**Task description:** In the data below, find every line with the string "that" and pull it out.

□ □ □ □ □ □ □

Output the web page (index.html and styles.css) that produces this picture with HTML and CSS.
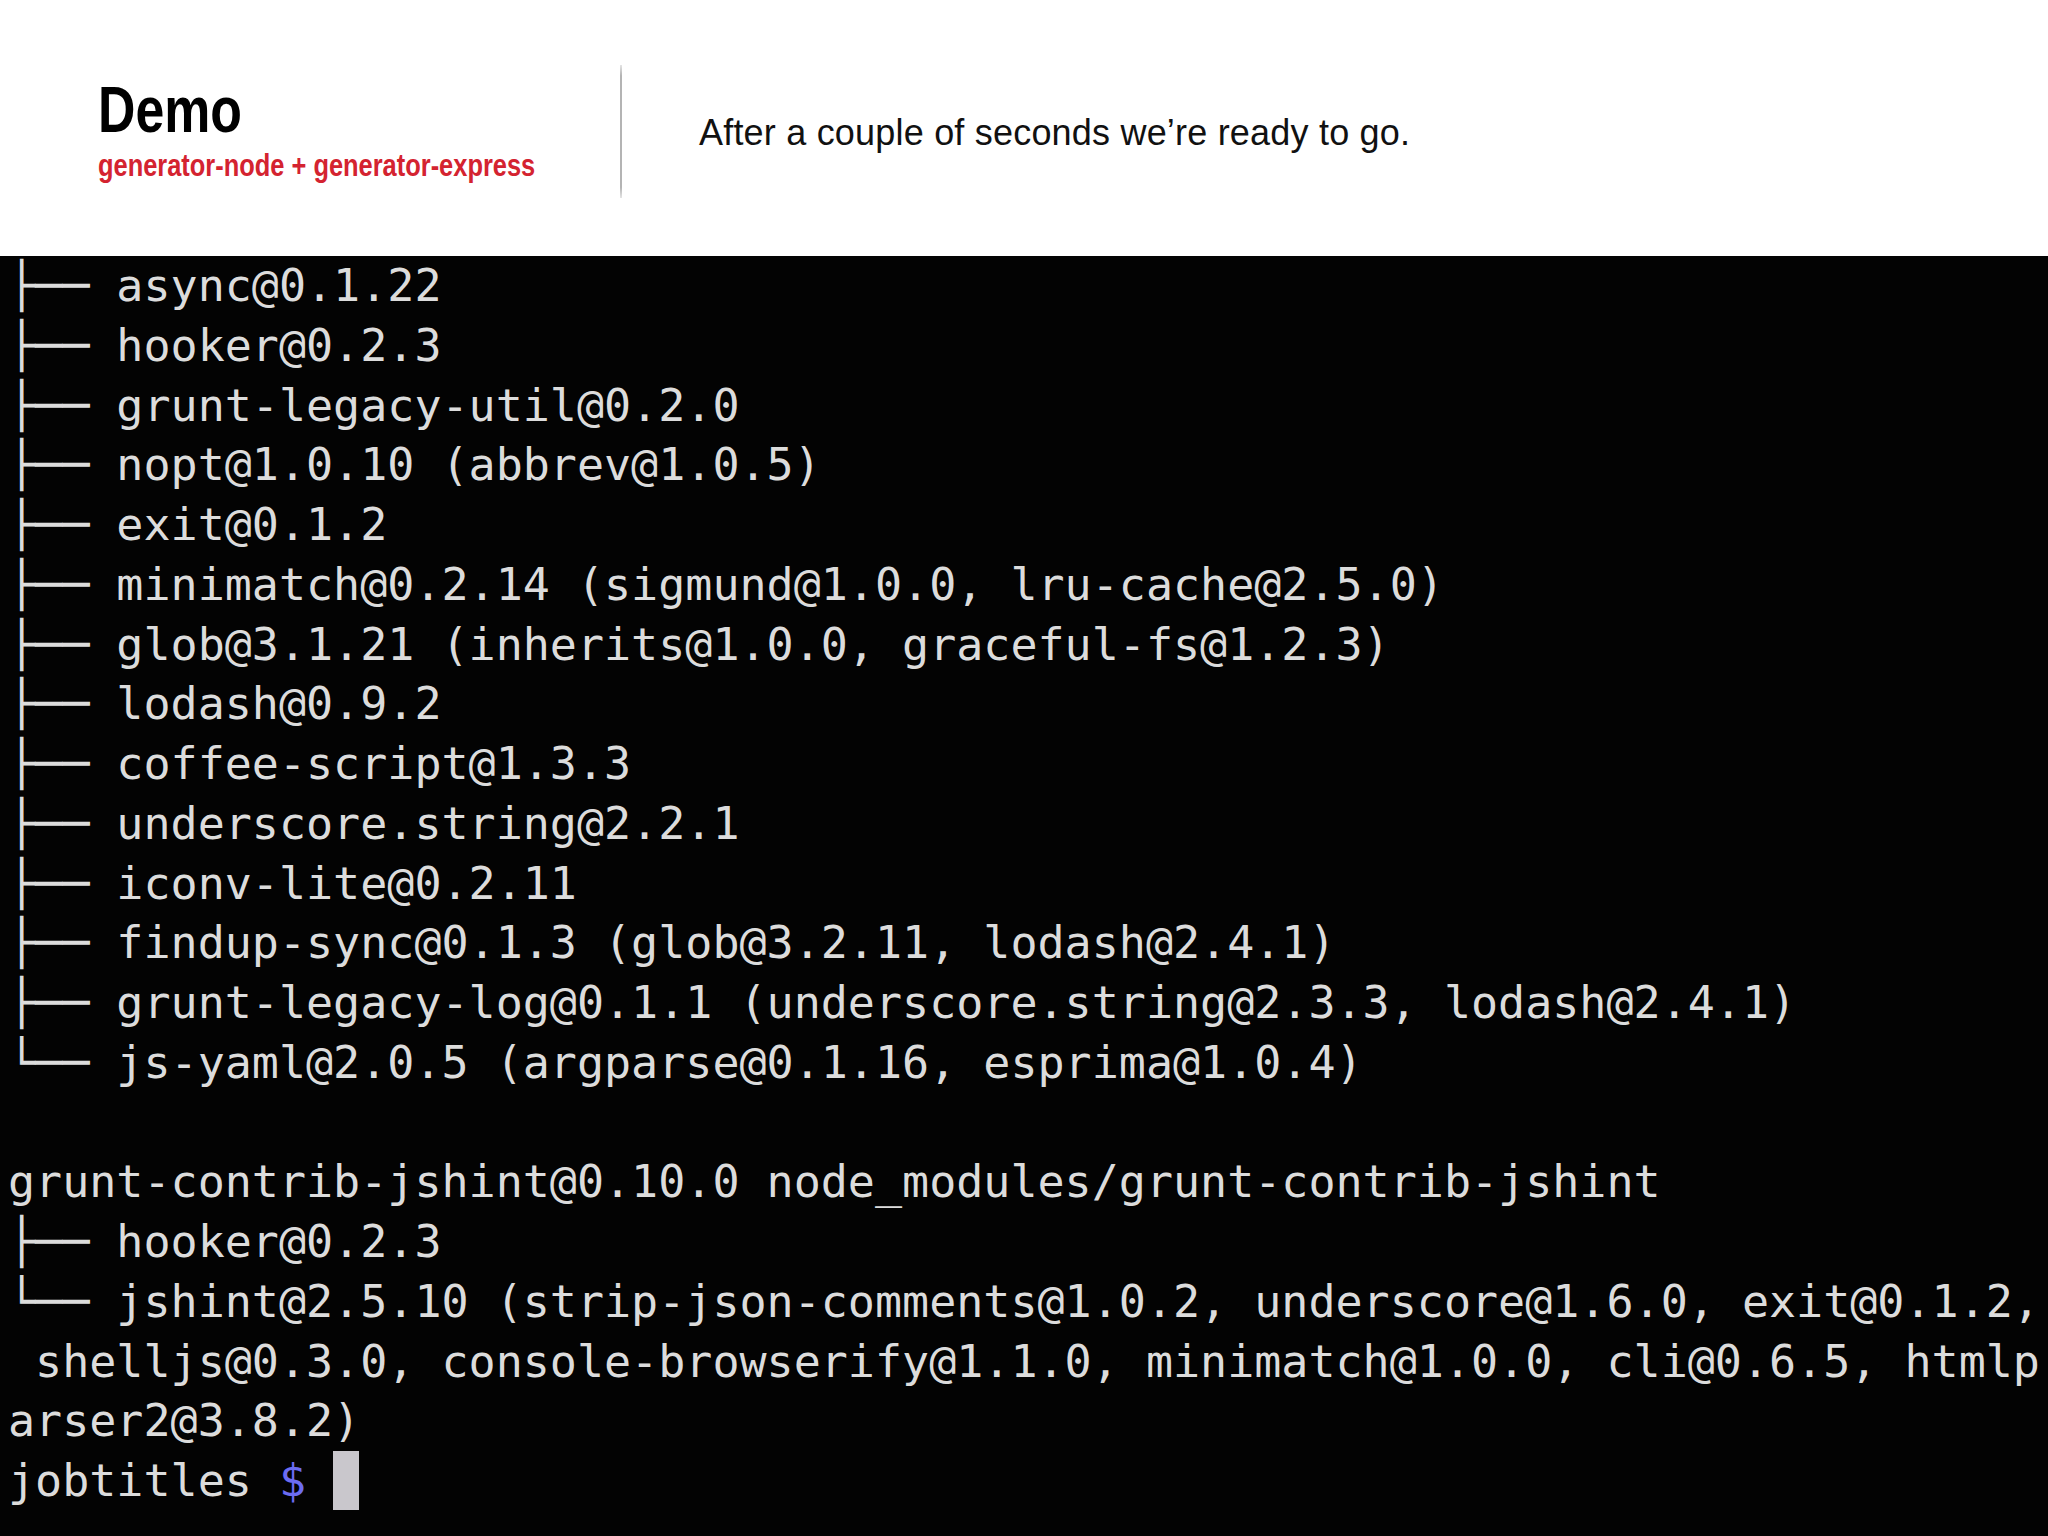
FILE: index.html
```html
<!DOCTYPE html>
<html>
<head>
<meta charset="utf-8">
<link rel="stylesheet" href="styles.css">
</head>
<body>
<header class="slide-header">
  <div class="title-block">
    <div class="title">Demo</div>
    <div class="subtitle">generator-node + generator-express</div>
  </div>
  <div class="divider"></div>
  <div class="caption">After a couple of seconds we’re ready to go.</div>
</header>
<main class="terminal"><pre class="term-text">├── async@0.1.22
├── hooker@0.2.3
├── grunt-legacy-util@0.2.0
├── nopt@1.0.10 (abbrev@1.0.5)
├── exit@0.1.2
├── minimatch@0.2.14 (sigmund@1.0.0, lru-cache@2.5.0)
├── glob@3.1.21 (inherits@1.0.0, graceful-fs@1.2.3)
├── lodash@0.9.2
├── coffee-script@1.3.3
├── underscore.string@2.2.1
├── iconv-lite@0.2.11
├── findup-sync@0.1.3 (glob@3.2.11, lodash@2.4.1)
├── grunt-legacy-log@0.1.1 (underscore.string@2.3.3, lodash@2.4.1)
└── js-yaml@2.0.5 (argparse@0.1.16, esprima@1.0.4)

grunt-contrib-jshint@0.10.0 node_modules/grunt-contrib-jshint
├── hooker@0.2.3
└── jshint@2.5.10 (strip-json-comments@1.0.2, underscore@1.6.0, exit@0.1.2,
 shelljs@0.3.0, console-browserify@1.1.0, minimatch@1.0.0, cli@0.6.5, htmlp
arser2@3.8.2)
jobtitles <span class="prompt">$</span> <span class="cursor"></span></pre></main>
</body>
</html>
```
FILE: styles.css
```css
html, body {
  margin: 0;
  padding: 0;
  background: #ffffff;
}

body {
  width: 2048px;
  height: 1536px;
  overflow: hidden;
}

.slide-header {
  display: flex;
  align-items: flex-start;
  height: 256px;
  background: #ffffff;
}

.title-block {
  flex: none;
  width: 522px;
  padding-left: 98px;
  padding-top: 78px;
}

.title {
  font-family: "Liberation Sans", Arial, sans-serif;
  font-weight: 700;
  font-size: 64px;
  line-height: 64px;
  color: #000000;
  transform: scaleX(0.81);
  transform-origin: left center;
}

.subtitle {
  margin-top: 9px;
  font-family: "Liberation Sans", Arial, sans-serif;
  font-weight: 700;
  font-size: 31px;
  line-height: 30px;
  color: #d42330;
  white-space: nowrap;
  transform: scaleX(0.82);
  transform-origin: left center;
}

.divider {
  flex: none;
  margin-top: 65px;
  width: 2px;
  height: 133px;
  background: linear-gradient(to bottom, #e4e4e4 0%, #b4b4b4 8%, #b4b4b4 92%, #e4e4e4 100%);
}

.caption {
  margin-left: 77px;
  padding-top: 115px;
  font-family: "Liberation Sans", Arial, sans-serif;
  font-size: 36px;
  line-height: 36px;
  letter-spacing: 0.2px;
  color: #111111;
  white-space: nowrap;
}

.terminal {
  display: block;
  height: 1280px;
  background: #030303;
  padding: 0 8px;
  overflow: hidden;
}

.term-text {
  margin: 0;
  font-family: "DejaVu Sans Mono", "Liberation Mono", monospace;
  font-size: 45px;
  line-height: 59.75px;
  color: #dcdcdc;
  white-space: pre;
}

.prompt {
  color: #6c6cf2;
}

.cursor {
  display: inline-block;
  width: 26px;
  height: 59px;
  vertical-align: top;
  background: #c9c7cc;
}
```
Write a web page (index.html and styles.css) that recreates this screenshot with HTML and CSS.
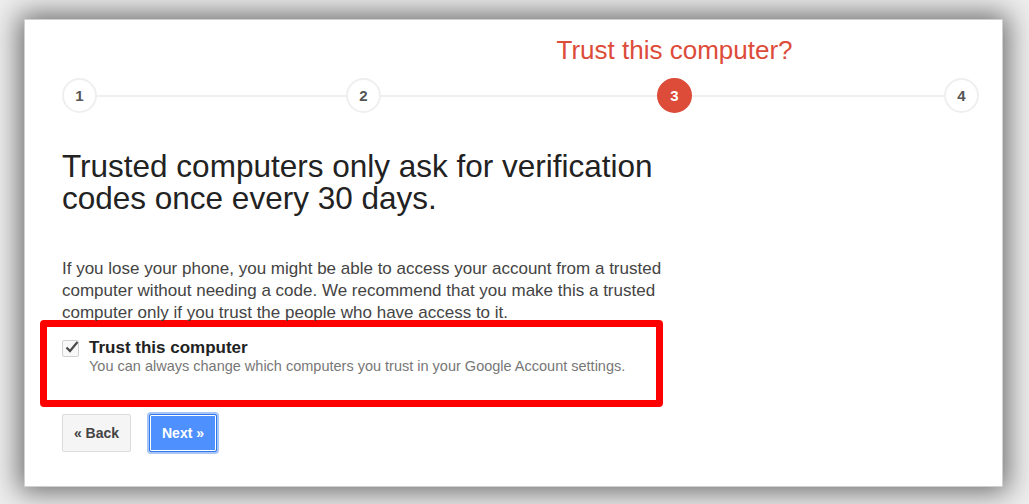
FILE: index.html
```html
<!DOCTYPE html>
<html>
<head>
<meta charset="utf-8">
<link rel="stylesheet" href="styles.css">
</head>
<body>
<div class="card">
  <div class="stepper">
    <div class="step"><div class="step-label"></div><div class="dot">1</div></div>
    <div class="line l1"></div>
    <div class="step"><div class="step-label"></div><div class="dot">2</div></div>
    <div class="line l2"></div>
    <div class="step"><div class="step-label">Trust this computer?</div><div class="dot active">3</div></div>
    <div class="line l3"></div>
    <div class="step"><div class="step-label"></div><div class="dot">4</div></div>
  </div>

  <h1 class="title">Trusted computers only ask for verification codes once every 30 days.</h1>

  <p class="desc">If you lose your phone, you might be able to access your account from a trusted computer without needing a code. We recommend that you make this a trusted computer only if you trust the people who have access to it.</p>

  <div class="highlight">
    <label class="trust">
      <span class="checkbox">
        <svg viewBox="0 0 17 17" width="17" height="17"><path d="M3.5 8.5 L7 12 L14.5 3" fill="none" stroke="#4a4a4a" stroke-width="2.2"/></svg>
      </span>
      <span class="trust-text">
        <span class="trust-title">Trust this computer</span>
        <span class="trust-note">You can always change which computers you trust in your Google Account settings.</span>
      </span>
    </label>
  </div>

  <div class="actions">
    <button class="btn btn-back">« Back</button>
    <button class="btn btn-next">Next »</button>
  </div>
</div>
</body>
</html>
```

FILE: styles.css
```css
* { box-sizing: border-box; }

html, body {
  margin: 0;
  padding: 0;
}

body {
  width: 1029px;
  height: 504px;
  overflow: hidden;
  background: #eeeeee;
  font-family: "Liberation Sans", Arial, sans-serif;
  padding: 19px 26px 0 24px;
}

.card {
  width: 979px;
  height: 468px;
  background: #fff;
  border: 1px solid #d0d0d0;
  box-shadow: 0 0 26px 5px rgba(0, 0, 0, 0.55);
  padding: 15px 0 0 37px;
}

.stepper {
  display: flex;
  align-items: flex-end;
  width: 917px;
}

.step {
  display: flex;
  flex-direction: column;
  align-items: center;
  width: 35px;
  flex: none;
}

.step-label {
  display: flex;
  justify-content: center;
  width: 35px;
  height: 30px;
  line-height: 30px;
  font-size: 26px;
  color: #dd4b39;
  white-space: nowrap;
  margin-bottom: 13px;
}

.dot {
  width: 35px;
  height: 35px;
  border-radius: 50%;
  border: 2px solid #efefef;
  background: #fff;
  color: #555;
  font-weight: bold;
  font-size: 15px;
  display: flex;
  align-items: center;
  justify-content: center;
}

.dot.active {
  background: #dd4b39;
  border-color: #dd4b39;
  color: #fff;
}

.line {
  height: 2px;
  background: #efefef;
  margin-bottom: 16px;
  flex: none;
}
.l1 { width: 249px; }
.l2 { width: 276px; }
.l3 { width: 252px; }

.title {
  margin: 37px 0 0;
  width: 640px;
  font-size: 31.5px;
  line-height: 32px;
  font-weight: normal;
  color: #222;
}

.desc {
  margin: 44px 0 0;
  width: 620px;
  font-size: 17px;
  line-height: 22px;
  color: #444;
}

.highlight {
  margin: -4px 0 0 -22px;
  width: 623px;
  height: 87px;
  border: 7px solid #ff0000;
  border-radius: 4px;
  padding: 11px 0 0 15px;
}

.trust {
  display: flex;
  align-items: flex-start;
  gap: 10px;
}

.checkbox {
  width: 17px;
  height: 17px;
  margin-top: 2px;
  border: 1px solid #d0d0d0;
  border-radius: 2px;
  background: #f8f8f8;
  display: flex;
  flex: none;
  position: relative;
}

.checkbox svg {
  position: absolute;
  left: 0;
  top: -2px;
}

.trust-text {
  display: flex;
  flex-direction: column;
}

.trust-title {
  font-weight: bold;
  font-size: 17px;
  line-height: 20px;
  color: #222;
}

.trust-note {
  font-size: 14.5px;
  line-height: 17px;
  color: #777;
}

.actions {
  display: flex;
  gap: 18px;
  margin-top: 7px;
}

.btn {
  font-family: "Liberation Sans", Arial, sans-serif;
  font-weight: bold;
  font-size: 14px;
  height: 38px;
  border-radius: 2px;
  padding: 0;
  white-space: nowrap;
  cursor: pointer;
}

.btn-back {
  width: 69px;
  background: #f5f5f5;
  border: 1px solid #dcdcdc;
  color: #444;
}

.btn-next {
  width: 68px;
  background: #4d90fe;
  border: 1px solid #3079ed;
  color: #fff;
  box-shadow: 0 0 0 2px #a9c5f5, inset 0 0 0 1px #fff;
}
```
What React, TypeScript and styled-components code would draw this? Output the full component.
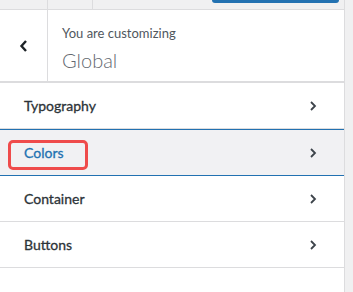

□ □ □ □ □ □ □

**Written answer:**
Output the web page (index.html and styles.css) that produces this picture with HTML and CSS.
Write a web page (index.html and styles.css) that recreates this screenshot with HTML and CSS.
  <p class="desc">If you lose your phone, you might be able to access your account from a trusted computer without needing a code. We recommend that you make this a trusted computer only if you trust the people who have access to it.</p>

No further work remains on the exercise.